On Oct. 5, 2013, Davis was honored with the BNY Mellon Jazz 2013 Living Legacy Award in a special ceremony at the John F. Kennedy Center for the Performing Arts. The award is a program of the Mid Atlantic Arts Foundation.

 

Among Davis’ notable accomplishments are:

• establishing the 42-year-old annual Pitt Jazz Seminar and Concert, during which international jazz stars have come to campus, conducted free lecture/demonstrations, performed at community venues, and given a gala Saturday-night concert at Carnegie Music Hall;

• creating the University of Pittsburgh Sonny Rollins International Jazz Archives, which houses original manuscripts, commercial recordings, photographs, musical instruments donated by jazz pioneers and their families, and video and audio recordings documenting the annual Pitt Jazz Seminar and Concerts;

• founding in 1977 the International Academy of Jazz Hall of Fame, which displays in Pitt’s William Pitt Union artifacts donated by jazz legends and which honors new inductees every year (one living and one deceased) who have made exceptional contributions to jazz;

• founding the Pitt Jazz Ensemble, which comprises dedicated Pitt student jazz musicians and vocalists who present an annual concert on campus every spring and have performed internationally in Brazil, Jamaica, Switzerland, and Trinidad;

• building the state-of-the-art William R. Robinson Recording Studio, located in Pitt’s Bellefield Hall, which provides students with hands-on education in recording techniques;

• launching the peer-reviewed International Jazz Archives Journal, which offers research on jazz scholarship, publishes manuscripts of the music of internationally acclaimed jazz musicians, and is distributed around the world to 20 countries;

• composing Jazzopera: Just Above My Head—a unique operatic fusion of jazz, gospel, Western classical music, and modern dance—which premiered in Pittsburgh in 2004 and had musical elements the Pittsburgh Post-Gazette said “were woven wonderfully into the story line, providing tension, tenderness, and jubilation”;

• joining with the International Music Council of UNESCO to host an event at Paris-Sorbonne University in September 2004 that included a concert, roundtable discussion, and master classes by jazz artists for students from throughout the world;

• composing the cello-piano duet Matryoshka Blues commissioned by Russian cellist Misha Quint, who premiered the piece in January 2013 at the InterHarmony International Music Festival in New York City’s Carnegie Hall and whose latest CD also contains the piece; and

• serving as faculty director for the Jazz Ahead program at the Kennedy Center for the Performing Arts, as a jazz master faculty member at the annual Ravinia Festival in Chicago, as musical director for the Thelonious Monk Institute’s Steans Music Institute Summer Jazz Program in Aspen, Colo., and as an artist at the new Jazz Masters München Program held in March 2013 in Munich, Germany.

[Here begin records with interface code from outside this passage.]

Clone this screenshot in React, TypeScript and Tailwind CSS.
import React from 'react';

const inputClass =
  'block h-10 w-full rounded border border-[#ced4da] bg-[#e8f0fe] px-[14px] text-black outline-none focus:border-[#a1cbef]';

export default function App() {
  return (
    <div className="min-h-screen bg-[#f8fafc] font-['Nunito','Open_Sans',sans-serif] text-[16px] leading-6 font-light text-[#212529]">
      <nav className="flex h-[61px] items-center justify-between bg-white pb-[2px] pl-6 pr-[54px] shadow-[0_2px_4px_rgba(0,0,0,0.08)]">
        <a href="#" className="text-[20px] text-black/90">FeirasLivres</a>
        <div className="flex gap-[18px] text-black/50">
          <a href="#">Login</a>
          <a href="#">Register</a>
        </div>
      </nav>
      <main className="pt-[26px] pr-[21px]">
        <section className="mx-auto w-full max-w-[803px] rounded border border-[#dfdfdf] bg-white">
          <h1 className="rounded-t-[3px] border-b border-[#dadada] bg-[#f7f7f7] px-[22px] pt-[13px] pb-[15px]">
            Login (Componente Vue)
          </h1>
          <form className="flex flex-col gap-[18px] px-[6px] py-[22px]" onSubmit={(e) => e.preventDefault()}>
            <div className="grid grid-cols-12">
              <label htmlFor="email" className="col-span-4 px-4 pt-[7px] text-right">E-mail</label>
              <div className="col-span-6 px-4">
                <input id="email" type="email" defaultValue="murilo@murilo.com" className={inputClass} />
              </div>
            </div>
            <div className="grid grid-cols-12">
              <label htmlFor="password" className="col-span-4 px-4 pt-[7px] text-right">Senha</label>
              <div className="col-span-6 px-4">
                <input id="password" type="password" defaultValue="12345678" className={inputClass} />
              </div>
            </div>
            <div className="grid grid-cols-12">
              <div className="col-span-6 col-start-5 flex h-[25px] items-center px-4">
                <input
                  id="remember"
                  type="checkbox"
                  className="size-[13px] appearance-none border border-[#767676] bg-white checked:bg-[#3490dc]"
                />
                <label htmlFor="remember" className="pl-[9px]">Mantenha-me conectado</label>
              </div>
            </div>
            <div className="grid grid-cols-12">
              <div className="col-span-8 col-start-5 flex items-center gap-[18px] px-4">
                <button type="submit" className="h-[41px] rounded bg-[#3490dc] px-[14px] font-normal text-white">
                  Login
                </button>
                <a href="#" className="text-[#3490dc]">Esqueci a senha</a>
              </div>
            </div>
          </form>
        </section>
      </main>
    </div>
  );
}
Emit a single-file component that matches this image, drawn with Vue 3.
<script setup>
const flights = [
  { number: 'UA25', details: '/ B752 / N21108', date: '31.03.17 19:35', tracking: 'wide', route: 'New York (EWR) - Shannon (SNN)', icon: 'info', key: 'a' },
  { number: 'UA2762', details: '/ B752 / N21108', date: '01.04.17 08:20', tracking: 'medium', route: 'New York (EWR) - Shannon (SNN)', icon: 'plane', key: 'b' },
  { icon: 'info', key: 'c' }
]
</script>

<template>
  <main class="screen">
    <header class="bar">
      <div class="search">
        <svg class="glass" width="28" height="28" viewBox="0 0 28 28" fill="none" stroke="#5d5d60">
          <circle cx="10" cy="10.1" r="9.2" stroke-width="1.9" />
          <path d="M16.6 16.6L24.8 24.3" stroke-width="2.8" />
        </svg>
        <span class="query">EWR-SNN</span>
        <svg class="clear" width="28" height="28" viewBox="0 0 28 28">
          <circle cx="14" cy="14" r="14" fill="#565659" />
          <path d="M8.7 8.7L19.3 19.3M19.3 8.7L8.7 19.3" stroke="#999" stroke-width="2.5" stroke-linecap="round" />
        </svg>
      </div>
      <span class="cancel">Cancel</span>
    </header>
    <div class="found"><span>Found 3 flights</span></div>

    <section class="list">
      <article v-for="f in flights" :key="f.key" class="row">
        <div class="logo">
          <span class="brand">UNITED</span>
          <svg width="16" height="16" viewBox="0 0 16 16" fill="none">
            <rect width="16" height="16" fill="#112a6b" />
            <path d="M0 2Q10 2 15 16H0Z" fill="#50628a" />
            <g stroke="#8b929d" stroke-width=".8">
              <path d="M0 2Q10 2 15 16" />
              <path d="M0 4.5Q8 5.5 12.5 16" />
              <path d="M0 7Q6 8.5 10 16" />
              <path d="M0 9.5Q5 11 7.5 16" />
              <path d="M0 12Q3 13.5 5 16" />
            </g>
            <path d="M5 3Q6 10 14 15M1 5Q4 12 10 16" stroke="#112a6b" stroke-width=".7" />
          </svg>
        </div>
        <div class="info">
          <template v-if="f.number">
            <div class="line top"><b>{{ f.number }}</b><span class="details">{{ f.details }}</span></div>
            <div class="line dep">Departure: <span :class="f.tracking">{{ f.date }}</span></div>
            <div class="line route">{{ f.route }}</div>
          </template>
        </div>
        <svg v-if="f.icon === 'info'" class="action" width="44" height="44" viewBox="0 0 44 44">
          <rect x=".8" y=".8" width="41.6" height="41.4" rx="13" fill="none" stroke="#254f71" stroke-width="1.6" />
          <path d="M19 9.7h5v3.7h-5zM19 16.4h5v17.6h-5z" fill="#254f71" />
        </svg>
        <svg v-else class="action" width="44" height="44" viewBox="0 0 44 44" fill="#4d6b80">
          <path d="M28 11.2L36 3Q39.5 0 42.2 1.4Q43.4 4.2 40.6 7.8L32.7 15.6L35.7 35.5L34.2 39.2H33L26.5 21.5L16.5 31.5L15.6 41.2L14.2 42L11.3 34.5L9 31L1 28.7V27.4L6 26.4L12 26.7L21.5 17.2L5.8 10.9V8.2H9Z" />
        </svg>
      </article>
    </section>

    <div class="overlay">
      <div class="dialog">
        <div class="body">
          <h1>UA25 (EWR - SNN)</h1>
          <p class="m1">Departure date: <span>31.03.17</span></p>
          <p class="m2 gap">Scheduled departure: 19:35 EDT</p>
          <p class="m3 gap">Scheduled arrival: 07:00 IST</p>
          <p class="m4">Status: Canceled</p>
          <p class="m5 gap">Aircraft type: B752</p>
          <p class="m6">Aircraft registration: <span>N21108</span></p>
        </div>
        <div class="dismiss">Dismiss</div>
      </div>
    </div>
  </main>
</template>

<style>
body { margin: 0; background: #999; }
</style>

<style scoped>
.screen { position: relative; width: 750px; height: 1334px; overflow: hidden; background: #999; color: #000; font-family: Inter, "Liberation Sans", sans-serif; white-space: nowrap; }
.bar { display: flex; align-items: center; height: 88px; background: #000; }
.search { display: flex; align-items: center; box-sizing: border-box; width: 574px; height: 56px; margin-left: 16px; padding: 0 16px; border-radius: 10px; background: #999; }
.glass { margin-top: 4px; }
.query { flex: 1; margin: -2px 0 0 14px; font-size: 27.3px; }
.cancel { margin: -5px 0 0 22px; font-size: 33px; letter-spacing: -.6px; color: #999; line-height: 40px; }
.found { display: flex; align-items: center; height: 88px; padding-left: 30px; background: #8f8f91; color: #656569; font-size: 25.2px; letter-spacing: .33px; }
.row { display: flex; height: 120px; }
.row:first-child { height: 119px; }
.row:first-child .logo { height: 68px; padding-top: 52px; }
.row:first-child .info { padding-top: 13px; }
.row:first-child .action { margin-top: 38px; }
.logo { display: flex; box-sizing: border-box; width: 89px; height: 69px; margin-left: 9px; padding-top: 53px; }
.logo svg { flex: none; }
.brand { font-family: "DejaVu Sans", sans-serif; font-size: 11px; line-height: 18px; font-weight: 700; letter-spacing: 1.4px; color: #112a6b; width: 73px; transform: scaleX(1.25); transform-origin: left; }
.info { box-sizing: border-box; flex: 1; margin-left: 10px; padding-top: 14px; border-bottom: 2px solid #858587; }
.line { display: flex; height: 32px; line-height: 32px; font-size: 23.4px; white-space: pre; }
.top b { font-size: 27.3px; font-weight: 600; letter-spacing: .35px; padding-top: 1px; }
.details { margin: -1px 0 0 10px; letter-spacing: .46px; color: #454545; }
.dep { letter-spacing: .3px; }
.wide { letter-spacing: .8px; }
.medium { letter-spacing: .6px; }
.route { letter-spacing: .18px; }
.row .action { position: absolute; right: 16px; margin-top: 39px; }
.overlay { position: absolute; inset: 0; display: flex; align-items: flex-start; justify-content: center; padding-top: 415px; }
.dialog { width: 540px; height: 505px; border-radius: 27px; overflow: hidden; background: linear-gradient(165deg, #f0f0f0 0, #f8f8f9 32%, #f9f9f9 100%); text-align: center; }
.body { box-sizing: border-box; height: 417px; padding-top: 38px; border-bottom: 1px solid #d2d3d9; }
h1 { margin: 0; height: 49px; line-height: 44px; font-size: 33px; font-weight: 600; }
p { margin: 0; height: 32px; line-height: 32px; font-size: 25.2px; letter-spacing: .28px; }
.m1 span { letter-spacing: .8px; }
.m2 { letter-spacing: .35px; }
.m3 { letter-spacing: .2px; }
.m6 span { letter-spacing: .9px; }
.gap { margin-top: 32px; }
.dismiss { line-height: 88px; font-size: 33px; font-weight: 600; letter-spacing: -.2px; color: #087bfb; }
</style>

“Of all the things I’ve done, the one I’ve enjoyed the most is teaching the history of jazz to undergraduate students,” said Davis, whose introductory jazz history course has always been one of the most popular at Pitt. “I’ve seen young people in the airports in London, or in the audience in Paris, or even members of a TV crew at a special concert in Bahrain—all were former students of mine who came up to me and said they took that course. That showed me the connections we’ve been making.”

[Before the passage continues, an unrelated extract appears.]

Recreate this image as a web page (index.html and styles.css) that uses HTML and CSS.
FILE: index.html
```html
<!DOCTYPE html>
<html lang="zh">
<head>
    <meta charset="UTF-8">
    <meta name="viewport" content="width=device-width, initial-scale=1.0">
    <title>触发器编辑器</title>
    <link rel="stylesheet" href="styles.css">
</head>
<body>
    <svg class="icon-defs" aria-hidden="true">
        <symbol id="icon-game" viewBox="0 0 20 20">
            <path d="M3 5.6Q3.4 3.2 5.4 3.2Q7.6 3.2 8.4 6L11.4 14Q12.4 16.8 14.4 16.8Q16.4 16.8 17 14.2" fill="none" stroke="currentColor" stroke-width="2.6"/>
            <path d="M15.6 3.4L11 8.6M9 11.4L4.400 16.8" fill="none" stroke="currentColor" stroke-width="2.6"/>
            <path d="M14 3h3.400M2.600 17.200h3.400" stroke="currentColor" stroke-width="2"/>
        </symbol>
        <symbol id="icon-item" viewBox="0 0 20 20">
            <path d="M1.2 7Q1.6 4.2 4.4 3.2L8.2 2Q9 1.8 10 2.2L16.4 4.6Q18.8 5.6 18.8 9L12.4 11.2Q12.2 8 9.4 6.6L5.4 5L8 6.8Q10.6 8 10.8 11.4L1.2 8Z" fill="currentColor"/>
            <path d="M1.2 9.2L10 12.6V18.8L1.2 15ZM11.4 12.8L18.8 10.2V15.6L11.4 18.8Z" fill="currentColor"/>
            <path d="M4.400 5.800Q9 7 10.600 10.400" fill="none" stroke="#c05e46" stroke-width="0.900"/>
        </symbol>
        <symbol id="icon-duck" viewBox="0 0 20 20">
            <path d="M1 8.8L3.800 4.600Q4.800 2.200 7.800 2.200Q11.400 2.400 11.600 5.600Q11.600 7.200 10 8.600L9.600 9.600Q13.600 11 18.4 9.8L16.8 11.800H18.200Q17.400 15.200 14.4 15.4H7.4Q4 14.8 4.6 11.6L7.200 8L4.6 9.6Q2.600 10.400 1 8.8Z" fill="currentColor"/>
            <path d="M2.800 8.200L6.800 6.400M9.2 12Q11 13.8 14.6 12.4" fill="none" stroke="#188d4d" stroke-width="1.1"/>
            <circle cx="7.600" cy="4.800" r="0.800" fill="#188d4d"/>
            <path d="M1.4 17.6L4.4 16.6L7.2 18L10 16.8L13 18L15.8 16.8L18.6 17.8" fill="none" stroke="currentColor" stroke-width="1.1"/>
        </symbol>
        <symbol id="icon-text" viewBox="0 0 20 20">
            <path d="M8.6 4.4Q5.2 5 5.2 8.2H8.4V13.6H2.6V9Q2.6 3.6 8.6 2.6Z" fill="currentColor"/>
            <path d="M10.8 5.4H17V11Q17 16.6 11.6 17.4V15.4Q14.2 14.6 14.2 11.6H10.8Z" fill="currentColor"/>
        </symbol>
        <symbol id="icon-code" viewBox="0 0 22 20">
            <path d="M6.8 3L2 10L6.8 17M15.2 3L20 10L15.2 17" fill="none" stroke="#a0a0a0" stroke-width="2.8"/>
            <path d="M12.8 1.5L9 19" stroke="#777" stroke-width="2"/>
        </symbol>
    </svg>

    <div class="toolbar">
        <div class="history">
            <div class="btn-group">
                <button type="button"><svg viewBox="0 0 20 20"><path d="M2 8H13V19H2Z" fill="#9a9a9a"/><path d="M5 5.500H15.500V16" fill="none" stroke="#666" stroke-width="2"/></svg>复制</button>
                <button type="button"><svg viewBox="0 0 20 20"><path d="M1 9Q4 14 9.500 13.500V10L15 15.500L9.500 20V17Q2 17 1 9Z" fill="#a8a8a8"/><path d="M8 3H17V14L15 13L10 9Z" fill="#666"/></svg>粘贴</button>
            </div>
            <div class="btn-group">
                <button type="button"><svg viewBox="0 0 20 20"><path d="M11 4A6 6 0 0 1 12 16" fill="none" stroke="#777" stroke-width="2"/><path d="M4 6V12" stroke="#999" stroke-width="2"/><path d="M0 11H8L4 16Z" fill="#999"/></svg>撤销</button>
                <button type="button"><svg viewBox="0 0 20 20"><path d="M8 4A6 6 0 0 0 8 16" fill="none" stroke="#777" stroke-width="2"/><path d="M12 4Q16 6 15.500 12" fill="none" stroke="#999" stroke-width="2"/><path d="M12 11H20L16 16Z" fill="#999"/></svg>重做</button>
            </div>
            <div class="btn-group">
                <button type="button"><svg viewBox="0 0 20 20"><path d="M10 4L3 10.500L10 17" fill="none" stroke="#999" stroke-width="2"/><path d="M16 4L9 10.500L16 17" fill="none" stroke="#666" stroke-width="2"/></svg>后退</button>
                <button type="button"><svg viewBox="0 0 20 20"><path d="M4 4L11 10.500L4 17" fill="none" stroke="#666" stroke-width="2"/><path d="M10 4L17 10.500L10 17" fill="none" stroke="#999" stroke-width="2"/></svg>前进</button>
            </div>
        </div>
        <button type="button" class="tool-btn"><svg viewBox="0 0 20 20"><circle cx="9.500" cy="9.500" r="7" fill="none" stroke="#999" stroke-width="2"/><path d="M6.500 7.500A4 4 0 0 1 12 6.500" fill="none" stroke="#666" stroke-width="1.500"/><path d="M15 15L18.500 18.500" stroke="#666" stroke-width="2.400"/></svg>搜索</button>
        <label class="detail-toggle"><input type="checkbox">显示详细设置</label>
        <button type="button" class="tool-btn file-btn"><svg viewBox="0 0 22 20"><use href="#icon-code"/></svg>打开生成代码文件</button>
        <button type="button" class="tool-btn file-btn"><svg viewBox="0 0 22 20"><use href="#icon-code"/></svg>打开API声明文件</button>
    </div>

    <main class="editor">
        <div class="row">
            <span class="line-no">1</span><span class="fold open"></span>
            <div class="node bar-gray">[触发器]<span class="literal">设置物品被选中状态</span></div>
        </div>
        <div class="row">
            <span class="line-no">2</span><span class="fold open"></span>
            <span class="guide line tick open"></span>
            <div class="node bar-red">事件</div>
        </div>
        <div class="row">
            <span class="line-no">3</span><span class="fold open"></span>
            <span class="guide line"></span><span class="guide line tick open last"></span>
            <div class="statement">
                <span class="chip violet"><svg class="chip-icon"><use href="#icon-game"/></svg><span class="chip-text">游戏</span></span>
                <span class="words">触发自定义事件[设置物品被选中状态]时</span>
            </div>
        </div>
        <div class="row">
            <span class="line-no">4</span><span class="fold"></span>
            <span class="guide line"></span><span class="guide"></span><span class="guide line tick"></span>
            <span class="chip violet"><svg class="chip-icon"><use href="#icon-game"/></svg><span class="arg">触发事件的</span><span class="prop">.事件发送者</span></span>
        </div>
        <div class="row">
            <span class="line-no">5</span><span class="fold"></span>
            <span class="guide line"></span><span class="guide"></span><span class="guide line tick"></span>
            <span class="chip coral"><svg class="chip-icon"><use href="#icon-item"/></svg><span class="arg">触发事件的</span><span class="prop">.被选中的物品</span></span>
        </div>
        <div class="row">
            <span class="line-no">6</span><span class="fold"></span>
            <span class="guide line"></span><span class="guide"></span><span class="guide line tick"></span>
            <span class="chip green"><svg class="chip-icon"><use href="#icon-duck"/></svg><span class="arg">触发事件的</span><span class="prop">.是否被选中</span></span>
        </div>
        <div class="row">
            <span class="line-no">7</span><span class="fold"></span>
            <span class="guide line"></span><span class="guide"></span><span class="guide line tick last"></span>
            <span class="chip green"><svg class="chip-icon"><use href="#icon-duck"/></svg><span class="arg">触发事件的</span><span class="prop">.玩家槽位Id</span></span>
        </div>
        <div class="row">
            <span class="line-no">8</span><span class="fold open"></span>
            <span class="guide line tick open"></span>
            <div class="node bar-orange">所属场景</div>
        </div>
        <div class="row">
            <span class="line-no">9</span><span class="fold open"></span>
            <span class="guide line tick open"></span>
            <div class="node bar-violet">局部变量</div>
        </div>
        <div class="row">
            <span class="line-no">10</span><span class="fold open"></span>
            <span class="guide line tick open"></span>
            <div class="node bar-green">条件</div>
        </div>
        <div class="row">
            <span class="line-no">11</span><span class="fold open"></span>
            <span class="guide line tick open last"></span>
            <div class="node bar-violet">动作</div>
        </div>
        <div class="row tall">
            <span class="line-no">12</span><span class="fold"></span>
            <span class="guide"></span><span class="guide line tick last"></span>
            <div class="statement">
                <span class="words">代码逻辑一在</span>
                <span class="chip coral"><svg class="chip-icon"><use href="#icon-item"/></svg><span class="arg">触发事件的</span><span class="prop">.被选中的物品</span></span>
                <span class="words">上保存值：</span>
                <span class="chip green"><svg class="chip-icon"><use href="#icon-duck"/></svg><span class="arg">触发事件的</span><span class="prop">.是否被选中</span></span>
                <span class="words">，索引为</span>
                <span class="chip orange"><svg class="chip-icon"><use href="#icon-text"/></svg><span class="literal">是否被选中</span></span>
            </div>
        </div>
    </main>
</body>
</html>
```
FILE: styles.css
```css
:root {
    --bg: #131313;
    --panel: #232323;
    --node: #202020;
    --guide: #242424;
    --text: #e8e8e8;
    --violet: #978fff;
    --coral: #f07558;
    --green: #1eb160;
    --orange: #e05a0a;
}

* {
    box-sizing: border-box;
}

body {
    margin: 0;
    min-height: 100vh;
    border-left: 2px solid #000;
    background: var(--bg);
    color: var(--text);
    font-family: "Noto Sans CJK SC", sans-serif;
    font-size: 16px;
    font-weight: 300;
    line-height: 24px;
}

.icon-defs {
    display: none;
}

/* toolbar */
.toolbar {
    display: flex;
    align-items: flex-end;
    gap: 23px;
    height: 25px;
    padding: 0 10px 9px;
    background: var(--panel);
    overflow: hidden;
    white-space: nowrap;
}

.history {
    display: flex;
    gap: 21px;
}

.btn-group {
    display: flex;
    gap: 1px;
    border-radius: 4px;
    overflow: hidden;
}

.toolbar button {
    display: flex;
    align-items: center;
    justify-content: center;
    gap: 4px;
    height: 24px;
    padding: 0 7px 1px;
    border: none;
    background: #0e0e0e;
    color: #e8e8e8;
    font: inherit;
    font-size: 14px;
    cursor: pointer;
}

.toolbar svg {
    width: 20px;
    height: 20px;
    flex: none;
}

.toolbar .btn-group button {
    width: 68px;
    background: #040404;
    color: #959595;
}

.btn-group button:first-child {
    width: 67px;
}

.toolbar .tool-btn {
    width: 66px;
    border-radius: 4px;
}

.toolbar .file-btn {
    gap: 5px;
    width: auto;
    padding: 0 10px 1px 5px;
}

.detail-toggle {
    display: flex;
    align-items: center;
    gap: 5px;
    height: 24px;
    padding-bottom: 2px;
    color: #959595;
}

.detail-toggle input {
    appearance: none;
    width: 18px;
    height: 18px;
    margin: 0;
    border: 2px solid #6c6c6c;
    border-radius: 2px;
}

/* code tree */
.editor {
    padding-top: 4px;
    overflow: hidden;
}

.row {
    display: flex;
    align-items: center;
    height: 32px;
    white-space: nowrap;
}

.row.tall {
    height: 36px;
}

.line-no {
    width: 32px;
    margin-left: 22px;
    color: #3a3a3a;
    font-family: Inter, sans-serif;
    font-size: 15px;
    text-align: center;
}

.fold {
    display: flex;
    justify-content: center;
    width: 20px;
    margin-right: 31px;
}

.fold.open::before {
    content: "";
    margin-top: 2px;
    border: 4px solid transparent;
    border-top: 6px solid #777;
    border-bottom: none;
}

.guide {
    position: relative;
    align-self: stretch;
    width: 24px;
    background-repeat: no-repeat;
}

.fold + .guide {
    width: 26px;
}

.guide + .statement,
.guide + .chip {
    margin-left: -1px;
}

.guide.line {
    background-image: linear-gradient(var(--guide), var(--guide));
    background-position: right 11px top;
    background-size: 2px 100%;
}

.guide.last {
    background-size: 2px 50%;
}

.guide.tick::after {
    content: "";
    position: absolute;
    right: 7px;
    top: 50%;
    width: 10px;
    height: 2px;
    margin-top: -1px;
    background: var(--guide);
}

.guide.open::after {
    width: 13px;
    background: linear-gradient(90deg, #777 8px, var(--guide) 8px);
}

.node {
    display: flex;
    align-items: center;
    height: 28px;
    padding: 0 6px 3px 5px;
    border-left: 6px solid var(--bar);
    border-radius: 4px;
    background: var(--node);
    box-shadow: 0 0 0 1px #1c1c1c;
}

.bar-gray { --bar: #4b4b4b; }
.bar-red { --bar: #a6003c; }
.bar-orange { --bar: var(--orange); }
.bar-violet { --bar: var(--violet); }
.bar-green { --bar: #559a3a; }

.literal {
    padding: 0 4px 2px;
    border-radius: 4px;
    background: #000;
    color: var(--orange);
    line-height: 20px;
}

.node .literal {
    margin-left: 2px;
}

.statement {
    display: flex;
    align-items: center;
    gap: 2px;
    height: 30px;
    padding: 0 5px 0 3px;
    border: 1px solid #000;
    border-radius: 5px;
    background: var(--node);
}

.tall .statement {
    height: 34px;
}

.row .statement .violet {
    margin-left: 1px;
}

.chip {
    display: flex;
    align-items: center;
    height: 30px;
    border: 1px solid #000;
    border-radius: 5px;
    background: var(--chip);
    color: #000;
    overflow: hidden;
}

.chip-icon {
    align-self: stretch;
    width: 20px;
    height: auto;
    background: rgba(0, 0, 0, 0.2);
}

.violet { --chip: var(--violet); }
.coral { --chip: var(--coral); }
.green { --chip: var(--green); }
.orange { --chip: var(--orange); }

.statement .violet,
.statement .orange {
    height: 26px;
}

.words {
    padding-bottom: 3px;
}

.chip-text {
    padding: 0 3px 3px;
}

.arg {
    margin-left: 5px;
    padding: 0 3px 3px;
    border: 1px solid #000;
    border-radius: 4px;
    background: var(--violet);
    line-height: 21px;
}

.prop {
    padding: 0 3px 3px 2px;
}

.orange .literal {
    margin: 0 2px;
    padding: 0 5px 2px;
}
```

Originally from Kansas City, Davis earned a bachelor’s degree in music education from the University of Kansas and his PhD in ethnomusicology from Wesleyan University in Connecticut. After college, he played for two-and-a-half years in the U.S. Army Band while based in Berlin in what was then West Germany. Upon discharge, he remained in Europe and eventually settled for several years in Paris, where he performed and recorded with some of the world’s greatest jazz musicians, among them Art Blakey’s Jazz Messengers, Donald Byrd, Ray Charles, Pittsburgh-born Kenny Clarke, Eric Dolphy, Dexter Gordon, and Woody Shaw.

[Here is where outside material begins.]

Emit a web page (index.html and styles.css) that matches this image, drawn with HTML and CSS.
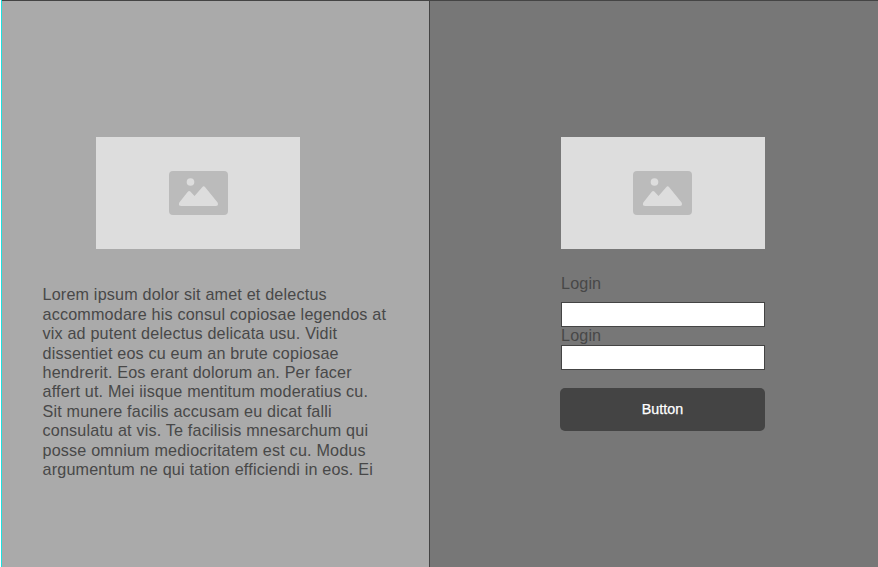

Davis studied ethnomusicology at the Sorbonne in 1967 and composition under French composer and eminent jazz critic André Hodeir in 1968 before he received the offer to create a jazz studies program and teach at Pitt. Davis has composed more than 200 original compositions, among them not only jazz works and Jazzopera, but film scores and four symphonies as well. He has authored several books, including Flute Improvisation (Armstrong Publishing, 1975); African American Music: A Philosophical Look at African American Music in Society (Ginn Pr, 1996), which he coauthored with his wife, Ursula Broschke Davis; and Writings in Jazz (Kendall/Hunt, 2002).